Hi,
1. If you are using the ADF test here, you are giving the restriction that
the cointegrating vector between the two is (1, -1.2534). That is, you
are saying that the two variables are related in the long run with the
cointegrating vector given. Under this restriction, you find the spread
stationary, so they are cointegrated with given cointegrating vector.
2. If you are using Johansen method, you are doing unrestricted estimation
of cointegrating vector. But if you believe that the above restriction is
sensible economically, the ADF result should be preferred to Johansen
result.
3. This is the bivariate case, so Johansen method may not be necessary.

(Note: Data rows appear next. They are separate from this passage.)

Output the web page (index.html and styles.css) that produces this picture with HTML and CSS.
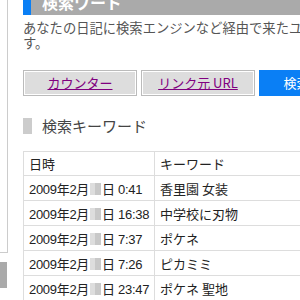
FILE: index.html
```html
<!DOCTYPE html>
<html lang="ja">
<head>
<meta charset="UTF-8">
<meta name="viewport" content="width=device-width, initial-scale=1.0">
<title>検索ワード</title>
<link rel="stylesheet" href="styles.css">
</head>
<body>
<div class="page">
    <div class="side">
        <div class="side-box"></div>
        <div class="side-bar"></div>
    </div>
    <div class="main">
        <h2 class="title"><span class="title-text">検索ワード</span></h2>
        <p class="desc">あなたの日記に検索エンジンなど経由で来たユーザーが使った検索キーワードを表示していま<br>す。</p>
        <ul class="tabs">
            <li class="tab"><a href="#">カウンター</a></li>
            <li class="tab"><a href="#">リンク元 URL</a></li>
            <li class="tab on">検索ワード</li>
        </ul>
        <h3 class="sub"><span class="mark"></span>検索キーワード</h3>
        <table class="log">
            <tr><th class="c-date">日時</th><th>キーワード</th></tr>
            <tr><td class="c-date">2009年2月<span class="blur"></span>日 0:41</td><td>香里園 女装</td></tr>
            <tr><td class="c-date">2009年2月<span class="blur"></span>日 16:38</td><td>中学校に刃物</td></tr>
            <tr><td class="c-date">2009年2月<span class="blur"></span>日 7:37</td><td>ポケネ</td></tr>
            <tr><td class="c-date">2009年2月<span class="blur"></span>日 7:26</td><td>ピカミミ</td></tr>
            <tr><td class="c-date">2009年2月<span class="blur"></span>日 23:47</td><td>ポケネ 聖地</td></tr>
            <tr><td class="c-date">2009年2月<span class="blur"></span>日 21:05</td><td>ポケネ</td></tr>
        </table>
    </div>
</div>
</body>
</html>
```

FILE: styles.css
```css
html, body {
    margin: 0;
    padding: 0;
    background: #fff;
    overflow: hidden;
}
body {
    font-family: "Noto Sans CJK JP", sans-serif;
    font-size: 13px;
    color: #222;
}
.page {
    display: flex;
    align-items: flex-start;
}
.side {
    width: 8px;
    flex: none;
}
.side-box {
    height: 253px;
    border-right: 1px solid #ccc;
    border-bottom: 1px solid #ccc;
    box-sizing: border-box;
}
.side-bar {
    height: 26px;
    margin-top: 9px;
    width: 7px;
    background: #aaa;
}
.main {
    width: 600px;
    flex: none;
    margin-left: 15px;
}
.title {
    margin: -10px 0 0 0;
    height: 25px;
    background: #aaa;
    border-left: 8px solid #0a7ff5;
    color: #fff;
    font-size: 16px;
    font-weight: bold;
    line-height: 25px;
    padding-left: 11px;
}
.desc {
    margin: 5px 0 0 0;
    font-size: 13.3px;
    line-height: 15px;
    color: #555;
    white-space: nowrap;
}
.tabs {
    list-style: none;
    margin: 20px 0 0 0;
    padding: 0;
    display: flex;
    gap: 4px;
}
.tab {
    width: 114px;
    height: 26px;
    box-sizing: border-box;
    background: #ddd;
    border: 1px solid #bbb;
    box-shadow: inset 0 0 0 1px #fff;
    text-align: center;
    line-height: 24px;
}
.tab a {
    color: #800080;
    text-decoration: underline;
}
.tab.on {
    background: #0a7ff5;
    border-color: #0a7ff5;
    box-shadow: none;
    color: #fff;
}
.sub {
    margin: 22px 0 0 0;
    display: flex;
    align-items: center;
    gap: 10px;
    font-size: 15px;
    font-weight: normal;
    color: #444;
    line-height: 16px;
}
.mark {
    width: 9px;
    height: 16px;
    background: #ccc;
}
.log {
    margin-top: 17px;
    border-collapse: collapse;
    width: 420px;
}
.log th, .log td {
    border: 1px solid #ddd;
    padding: 0 5px;
    height: 23px;
    text-align: left;
    font-weight: normal;
    white-space: nowrap;
}
.log td {
    height: 24px;
}
.c-date {
    width: 117px;
}
td.c-date {
    font-family: "Liberation Sans Narrow", "Liberation Sans", "Noto Sans CJK JP", sans-serif;
    letter-spacing: -0.3px;
}
.blur {
    display: inline-block;
    width: 11px;
    height: 12px;
    margin: 0 1px;
    vertical-align: -1px;
    background: linear-gradient(90deg, #ddd 0 50%, #c8c8c8 50%);
}
```
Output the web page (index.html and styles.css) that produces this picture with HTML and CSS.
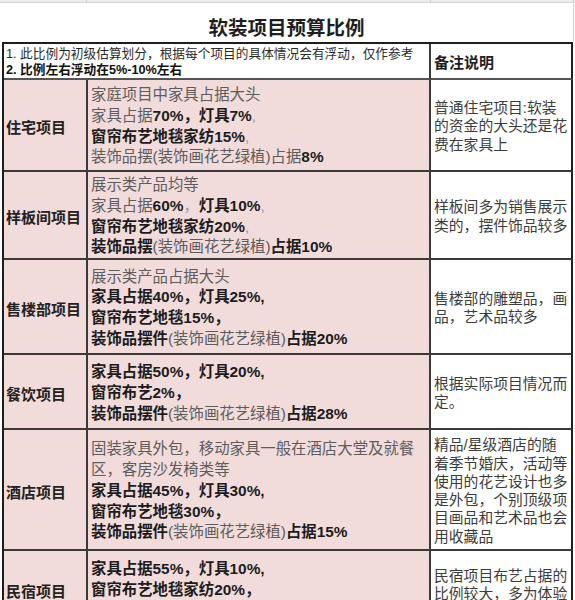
FILE: index.html
```html
<!DOCTYPE html>
<html lang="zh-CN">
<head>
<meta charset="utf-8">
<title>软装项目预算比例</title>
<link rel="stylesheet" href="styles.css">
</head>
<body>
<div class="sheet">
  <div class="topband"><span class="tb1"></span><span class="tb2"></span><span class="tb3"></span></div>
  <div class="title">软装项目预算比例</div>
  <table class="budget">
    <colgroup><col class="c1"><col class="c2"><col class="c3"></colgroup>
    <tr class="r-note">
      <td class="note" colspan="2">1. 此比例为初级估算划分，根据每个项目的具体情况会有浮动，仅作参考<br><b>2. 比例左右浮动在5%-10%左右</b></td>
      <td class="head">备注说明</td>
    </tr>
    <tr class="r1">
      <td class="label">住宅项目</td>
      <td class="body">家庭项目中家具占据大头<br>家具占据<b>70%，灯具7%</b><span class="lt">,</span><br><b>窗帘布艺地毯家纺15%</b><span class="lt">,</span><br>装饰品摆(装饰画花艺绿植)占据<b>8%</b></td>
      <td class="rem">普通住宅项目:软装<br>的资金的大头还是花<br>费在家具上</td>
    </tr>
    <tr class="r2">
      <td class="label">样板间项目</td>
      <td class="body">展示类产品均等<br>家具占据<b>60%</b><span class="lt">，</span><b>灯具10%</b><span class="lt">,</span><br><b>窗帘布艺地毯家纺20%</b><span class="lt">,</span><br><b>装饰品摆</b>(装饰画花艺绿植)<b>占据10%</b></td>
      <td class="rem">样板间多为销售展示<br>类的，摆件饰品较多</td>
    </tr>
    <tr class="r3">
      <td class="label">售楼部项目</td>
      <td class="body">展示类产品占据大头<br><b>家具占据40%，灯具25%,</b><br><b>窗帘布艺地毯15%，</b><br><b>装饰品摆件</b>(装饰画花艺绿植)<b>占据20%</b></td>
      <td class="rem">售楼部的雕塑品，画<br>品，艺术品较多</td>
    </tr>
    <tr class="r4">
      <td class="label">餐饮项目</td>
      <td class="body"><b>家具占据50%，灯具20%,</b><br><b>窗帘布艺2%，</b><br><b>装饰品摆件</b>(装饰画花艺绿植)<b>占据28%</b></td>
      <td class="rem">根据实际项目情况而<br>定。</td>
    </tr>
    <tr class="r5">
      <td class="label">酒店项目</td>
      <td class="body">固装家具外包，移动家具一般在酒店大堂及就餐<br>区，客房沙发椅类等<br><b>家具占据45%，灯具30%,</b><br><b>窗帘布艺地毯30%，</b><br><b>装饰品摆件</b>(装饰画花艺绿植)<b>占据15%</b></td>
      <td class="rem">精品/星级酒店的随<br>着季节婚庆，活动等<br>使用的花艺设计也多<br>是外包，个别顶级项<br>目画品和艺术品也会<br>用收藏品</td>
    </tr>
    <tr class="r6">
      <td class="label">民宿项目</td>
      <td class="body last-body"><b>家具占据55%，灯具10%,</b><br><b>窗帘布艺地毯家纺20%，</b></td>
      <td class="rem last-rem">民宿项目布艺占据的<br>比例较大，多为体验</td>
    </tr>
  </table>
</div>
</body>
</html>
```
FILE: styles.css
```css
* { box-sizing: border-box; }
html, body { margin: 0; padding: 0; background: #ffffff; }
body { font-family: "Liberation Sans", "Noto Sans CJK SC", sans-serif; color: #222; }

.sheet { width: 575px; height: 600px; overflow: hidden; }

.topband { display: flex; height: 3px; background: #ececec; border-bottom: 1px solid #d6d6d6; }
.tb1 { width: 87px; border-right: 1px solid #cfcfcf; }
.tb2 { width: 344px; border-right: 1px solid #cfcfcf; }
.tb3 { width: 143px; border-right: 1px solid #cfcfcf; }

.title {
  width: 574px;
  height: 39px;
  padding-top: 11px;
  text-align: center;
  font-family: "Noto Sans CJK SC", sans-serif;
  font-weight: 700;
  font-size: 19.5px;
  line-height: 26px;
  color: #1e1e1e;
  border-right: 1px solid #d4d4d4;
}

.budget {
  margin-left: 2px;
  width: 571px;
  table-layout: fixed;
  border-collapse: separate;
  border-spacing: 0;
  border-top: 2px solid #1e1e1e;
  border-left: 2px solid #1e1e1e;
}
.c1 { width: 84px; }
.c2 { width: 343px; }
.c3 { width: 142px; }

.budget td {
  padding: 3px 0 0 3px;
  vertical-align: middle;
  border-right: 2px solid #3a3a3a;
  border-bottom: 2px solid #3a3a3a;
  background: #f2dcdb;
}
.budget td.rem, .budget td.head { border-right-color: #1e1e1e; background: #ffffff; }

.r-note { height: 36px; }
.r1 { height: 92px; }
.r2 { height: 88px; }
.r3 { height: 95px; }
.r4 { height: 75px; }
.r5 { height: 121px; }
.r6 { height: 78px; }

.budget td.note {
  background: #ffffff;
  padding: 2px 0 0 2px;
  font-size: 12.7px;
  line-height: 16px;
  color: #2a2a2a;
  border-bottom-color: #555;
  white-space: nowrap;
}
.budget td.note b { color: #111; }
.budget td.head {
  font-size: 15px;
  font-weight: 700;
  color: #1e1e1e;
  padding: 0 0 0 3px;
  border-bottom-color: #555;
}

.budget td.label {
  padding-left: 2px;
  font-size: 15px;
  font-weight: 700;
  color: #222;
  white-space: nowrap;
}

.budget td.body {
  font-size: 15.4px;
  line-height: 20.8px;
  color: #5c5c5c;
  white-space: nowrap;
}
.budget td.body b { color: #1c1c1c; font-weight: 700; }
.lt { color: #9a9a9a; }

.budget td.rem {
  font-size: 14.8px;
  line-height: 18.3px;
  color: #3c3c3c;
  white-space: nowrap;
  overflow: hidden;
}

.budget td.last-body { padding-bottom: 22px; }
.budget td.last-rem { padding-bottom: 11px; }
```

try Engle-Granger 2-stage method, you might find cointegration. In
addition, Johansen method assumes normality, which may often be violated.
hope this helps. JHK
--------------------------------------------------
From: "Paul Teetor" <paulteetor at yahoo.com>
Sent: Saturday, January 10, 2009 8:38 AM
To: <r-sig-finance at stat.math.ethz.ch>
Subject: [R-SIG-Finance] Testing for cointegration: Johansen vs
Dickey-Fuller
R SIG Finance readers:
I am checking a futures spread for mean reversion. I am using the
Johansen
test (ca.jo) for cointegration and the Augmented Dickey-Fuller test
(ur.df)
for mean reversion.
Here is the odd part: The Johansen test says the two futures prices are
not
cointegrated, but the ADF test says the spread is, in fact,
mean-reverting.
I am very puzzled. The spread is a linear combination of the prices, and
the ADF test says it is mean-reverting. But the failed Johansen test
says
the prices are not cointegrated, so no linear combination of prices is
mean-reverting. Huh??
I would be very grateful is someone could suggest where I went wrong, or
steer me towards some relevent reference materials.
Background: I am studying the spread between TY futures (10-year US
Treasurys) and SR futures (10-year US swap rate), calculated as:
sprd = ty - (1.2534 * sr)
where ty and sr are the time series of futures prices. (The 1.2534
factor
is from an ordinary least squares fit.) I execute the Johansen procedure
this way:
ca.jo(data.frame(ty, sr), type="eigen", ecdet="const")
The summary of the test result is:
######################
# Johansen-Procedure #
######################
Test type: maximal eigenvalue statistic (lambda max) , without
linear trend and constant in cointegration
Eigenvalues (lambda):
[1] 2.929702e-03 6.616599e-04 -1.001412e-17
Values of teststatistic and critical values of test:
test 10pct 5pct 1pct
r <= 1 | 2.00 7.52 9.24 12.97
r = 0 | 8.89 13.75 15.67 20.20
<snip>
I interpret the "r <= 1" line this way: The test statistic for r <= 1 is
below the critical values, hence we cannot reject the null hypothesis
that
the rank is less than 2. We conclude that the two time series are not
cointegrated.
I run the ADF test this way:
ur.df(sprd, type="drift")
(I set type="drift" because that seems to correspond to ecdet="const" for
the Johansen test.) The summary of the ADF test is:
###############################################
# Augmented Dickey-Fuller Test Unit Root Test #
###############################################
Test regression drift
<snip>
Value of test-statistic is: -2.9624 4.4142
Critical values for test statistics:
1pct 5pct 10pct
tau2 -3.43 -2.86 -2.57
phi1 6.43 4.59 3.78
I interpret the test statistics as meaning we can reject the null
hypothesis
of a unit root (at a confidence level of 90% or better), hence the spread
is
mean-reverting. I get similar results from the adf.test() procedure.
F.Y.I., I am running version 2.6.2 of R.